Wednesday, 24 December 2014

IOS Development Online Training

Introduction to IOS
iOS is the operating system that runs on iPad, iPhone, and iPod touch devices. The operating system manages the device hardware and provides the technologies required to implement native apps. The operating system also ships with various system apps, such as Phone, Mail, and Safari, that provide standard system services to the user.
The iOS Software Development Kit (SDK) contains the tools and interfaces needed to develop, install, run, and test native apps that appear on an iOS device’s Home screen. Native apps are built using the iOS system frameworks and Objective-C language and run directly on iOS. Unlike web apps, native apps are installed physically on a device and are therefore always available to the user, even when the device is in Airplane mode. They reside next to other system apps, and both the app and any user data is synced to the user’s computer through iTunes.
At the highest level, iOS acts as an intermediary between the underlying hardware and the apps you create. Apps do not talk to the underlying hardware directly. Instead, they communicate with the hardware through a set of well-defined system interfaces. These interfaces make it easy to write apps that work consistently on devices having different hardware capabilities.
The implementation of iOS technologies can be viewed as a set of layers, which are shown in Figure I-1. Lower layers contain fundamental services and technologies. Higher-level layers build upon the lower layers and provide more sophisticated services and technologies.

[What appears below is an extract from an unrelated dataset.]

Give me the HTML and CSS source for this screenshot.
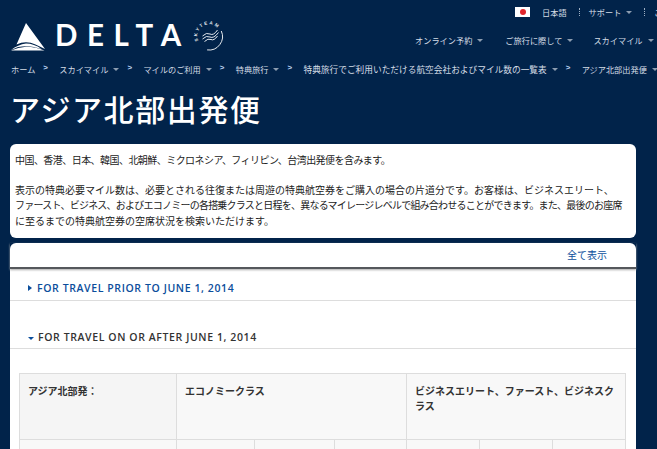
FILE: index.html
```html
<!DOCTYPE html>
<html lang="ja">
<head>
<meta charset="utf-8">
<title>アジア北部出発便</title>
<link rel="stylesheet" href="styles.css">
</head>
<body>
<header class="site-header">
  <div class="util">
    <span class="flag"><span class="flag-dot"></span></span>
    <a class="util-lang">日本語</a>
    <span class="util-sep"></span>
    <a class="util-item">サポート<i class="caret"></i></a>
    <span class="util-sep"></span>
    <a class="util-item">ご</a>
  </div>
  <div class="brand">
    <svg class="logo" width="215" height="36" viewBox="0 0 215 36" aria-label="Delta SkyTeam">
      <path d="M16 2 L35 28 L25.500 23.500 Q16 19 6.500 23.500 Z M16 22.500 Q24 22.500 31.500 28 L24 26 Q16 24.500 8 26 L1 29 Q8 23.500 16 22.500 Z M1 29.500 Q8 26.500 16 25.800 Q26 26 34.500 29.500 Z" fill="#fff"/>
      <text class="logo-word" x="45" y="25">DELTA</text>
      <path id="team-arc" d="M188.500 20 A 11.500 11.500 0 0 1 209.500 10" fill="none"/>
      <text class="logo-team"><textPath href="#team-arc">SKYTEAM</textPath></text>
      <path d="M211.300 10 A13.500 13.500 0 0 1 197.100 28.900" fill="none" stroke="#fff" stroke-width=".9"/>
      <path d="M192.500 15 Q196.500 11 200 13 T207.500 9 M192.500 18 Q196.500 14 200 16 T208.500 11.500 M194.500 20.500 Q198 17 201 18.500 T207.500 15" fill="none" stroke="#e4e9ef" stroke-width="1"/>
    </svg>
    <nav class="main-nav">
      <a class="nav-one">オンライン予約<i class="caret"></i></a>
      <a class="nav-two">ご旅行に際して<i class="caret"></i></a>
      <a class="nav-three">スカイマイル<i class="caret"></i></a>
    </nav>
  </div>
  <nav class="crumbs">
    <a>ホーム</a><b class="crumb-sep">&gt;</b>
    <a>スカイマイル<i class="caret"></i></a><b class="crumb-sep">&gt;</b>
    <a>マイルのご利用<i class="caret"></i></a><b class="crumb-sep">&gt;</b>
    <a>特典旅行<i class="caret"></i></a><b class="crumb-sep">&gt;</b>
    <a class="crumb-long">特典旅行でご利用いただける航空会社およびマイル数の一覧表<i class="caret"></i></a><b class="crumb-sep">&gt;</b>
    <a>アジア北部出発便<i class="caret"></i></a>
  </nav>
</header>
<main class="content">
  <h1 class="title">アジア北部出発便</h1>
  <section class="card intro">
    <p class="intro-lead">中国、香港、日本、韓国、北朝鮮、ミクロネシア、フィリピン、台湾出発便を含みます。</p>
    <p><span class="line">表示の特典必要マイル数は、必要とされる往復または周遊の特典航空券をご購入の場合の片道分です。お客様は、ビジネスエリート、</span><span class="line line-tight">ファースト、ビジネス、およびエコノミーの各搭乗クラスと日程を、異なるマイレージレベルで組み合わせることができます。また、最後のお座席</span><span class="line">に至るまでの特典航空券の空席状況を検索いただけます。</span></p>
  </section>
  <section class="card panel">
    <div class="toolbar"><a class="show-all">全て表示</a></div>
    <h2 class="sec sec-closed"><i class="tri-right"></i>FOR TRAVEL PRIOR TO JUNE 1, 2014</h2>
    <h2 class="sec sec-open"><i class="tri-down"></i>FOR TRAVEL ON OR AFTER JUNE 1, 2014</h2>
    <table class="awards">
      <colgroup>
        <col class="c1"><col class="c2"><col class="c3"><col class="c4"><col class="c5"><col class="c6"><col class="c7">
      </colgroup>
      <tr class="head">
        <th>アジア北部発：</th>
        <th colspan="3">エコノミークラス</th>
        <th colspan="3">ビジネスエリート、ファースト、ビジネスクラス</th>
      </tr>
      <tr class="sub">
        <td></td><td></td><td></td><td></td><td></td><td></td><td></td>
      </tr>
    </table>
  </section>
</main>
</body>
</html>
```
FILE: styles.css
```css
html, body {
  margin: 0;
  padding: 0;
  height: 449px;
  overflow: hidden;
  background: #01234a;
  font-family: "Noto Sans CJK JP", "Liberation Sans", sans-serif;
}
.site-header {
  height: 83px;
  color: #d5dde6;
  font-size: 8.2px;
  white-space: nowrap;
}
.util {
  display: flex;
  align-items: center;
  height: 19px;
  padding: 2px 0 0 515px;
}
.flag {
  display: flex;
  flex: none;
  align-items: center;
  justify-content: center;
  width: 15px;
  height: 10px;
  background: #fff;
}
.flag-dot {
  width: 6px;
  height: 6px;
  border-radius: 50%;
  background: #e0262c;
}
.util-lang { flex: none; margin-left: 12px; }
.util-sep {
  flex: none;
  width: 0;
  height: 8px;
  margin: 0 9px 0 12px;
  border-left: 1px dotted #9fb0c3;
}
.util-item { flex: none; }
.caret {
  display: inline-block;
  width: 0;
  height: 0;
  margin-left: 5px;
  vertical-align: 2px;
  border-left: 3px solid transparent;
  border-right: 3px solid transparent;
  border-top: 3px solid #8d9db0;
}
.brand {
  display: flex;
  height: 36px;
}
.logo {
  flex: none;
  width: 215px;
  margin-left: 10px;
  overflow: visible;
}
.logo-word {
  font-family: "Lato", "Liberation Sans", sans-serif;
  font-size: 29.5px;
  font-weight: 700;
  letter-spacing: 9.5px;
  fill: #fff;
}
.logo-team {
  font-family: "Liberation Sans", sans-serif;
  font-size: 4.5px;
  font-weight: 700;
  letter-spacing: 1.7px;
  fill: #e6ebf1;
}
.main-nav {
  display: flex;
  flex: none;
  align-items: center;
  padding: 2px 0 0 190px;
}
.nav-two { margin-left: 22px; }
.nav-three { margin-left: 20px; }
.crumbs {
  display: flex;
  align-items: center;
  height: 14px;
  margin-top: 5px;
  padding-left: 11px;
}
.crumbs a { flex: none; }
.crumbs .crumb-long { font-size: 8.7px; }
.crumb-sep {
  flex: none;
  margin: -3px 11.3px 0 8px;
  color: #bcd4f2;
  font-family: "Liberation Sans", sans-serif;
  font-size: 8px;
}
.content {
  padding: 0 21px 0 10px;
}
.title {
  margin: 0;
  padding: 3px 0 0;
  height: 61px;
  box-sizing: border-box;
  color: #fff;
  font-size: 30px;
  font-weight: 500;
  line-height: 44px;
  letter-spacing: 1.6px;
}
.card {
  background: #fff;
  border-radius: 6px;
}
.intro {
  box-sizing: border-box;
  height: 94px;
  padding: 8px 6px 0 5px;
  color: #222;
  font-size: 10px;
  line-height: 15.5px;
  white-space: nowrap;
}
.intro p { margin: 0; }
.intro .intro-lead { margin-bottom: 14px; letter-spacing: -.55px; }
.line { display: block; }
.line-tight { letter-spacing: -.77px; }
.panel {
  height: 300px;
  margin-top: 5px;
  border-radius: 6px 6px 0 0;
}
.toolbar {
  box-sizing: border-box;
  height: 26px;
  padding: 2px 29px 0 0;
  text-align: right;
  border-bottom: 2px solid #55585c;
  box-shadow: 0 1px 2px #aaa;
  line-height: 15px;
}
.show-all {
  color: #0b4e9c;
  font-size: 10px;
}
.sec {
  box-sizing: border-box;
  margin: 0;
  padding-left: 18px;
  display: flex;
  align-items: center;
  border-bottom: 1px solid #ddd;
  font-family: "Open Sans", sans-serif;
  font-size: 10.5px;
  font-weight: 600;
  letter-spacing: .6px;
}
.sec-closed {
  height: 32px;
  padding-top: 7px;
  color: #0b4e9c;
}
.sec-open {
  height: 48px;
  padding-top: 30px;
  padding-bottom: 6px;
  color: #333;
}
.tri-right {
  margin-right: 5px;
  border-top: 3px solid transparent;
  border-bottom: 3px solid transparent;
  border-left: 4px solid #0b4e9c;
}
.tri-down {
  margin: 3px 4px 0 0;
  border-left: 3px solid transparent;
  border-right: 3px solid transparent;
  border-top: 3px solid #0b4e9c;
}
.awards {
  width: 606px;
  margin: 24px 0 0 9px;
  table-layout: fixed;
  border-collapse: collapse;
  background: #f8f8f8;
  color: #333;
  font-size: 10px;
  line-height: 15px;
}
.awards th, .awards td {
  border: 1px solid #ddd;
  vertical-align: top;
  text-align: left;
}
.awards th {
  height: 66px;
  box-sizing: border-box;
  padding: 9px 8px;
  font-weight: 700;
}
.awards th:first-child { background: #f5f5f5; }
.awards td { height: 60px; }
.c1 { width: 157px; }
.c2 { width: 78px; }
.c3 { width: 80px; }
.c4 { width: 72px; }
.c5 { width: 73px; }
.c6 { width: 73px; }
.c7 { width: 73px; }
```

As you write your code, it is recommended that you prefer the use of higher-level frameworks over lower-level frameworks whenever possible. The higher-level frameworks are there to provide object-oriented abstractions for lower-level constructs. These abstractions generally make it much easier to write code because they reduce the amount of code you have to write and encapsulate potentially complex features, such as sockets and threads. You may use lower-level frameworks and technologies, too, if they contain features not exposed by the higher-level frameworks.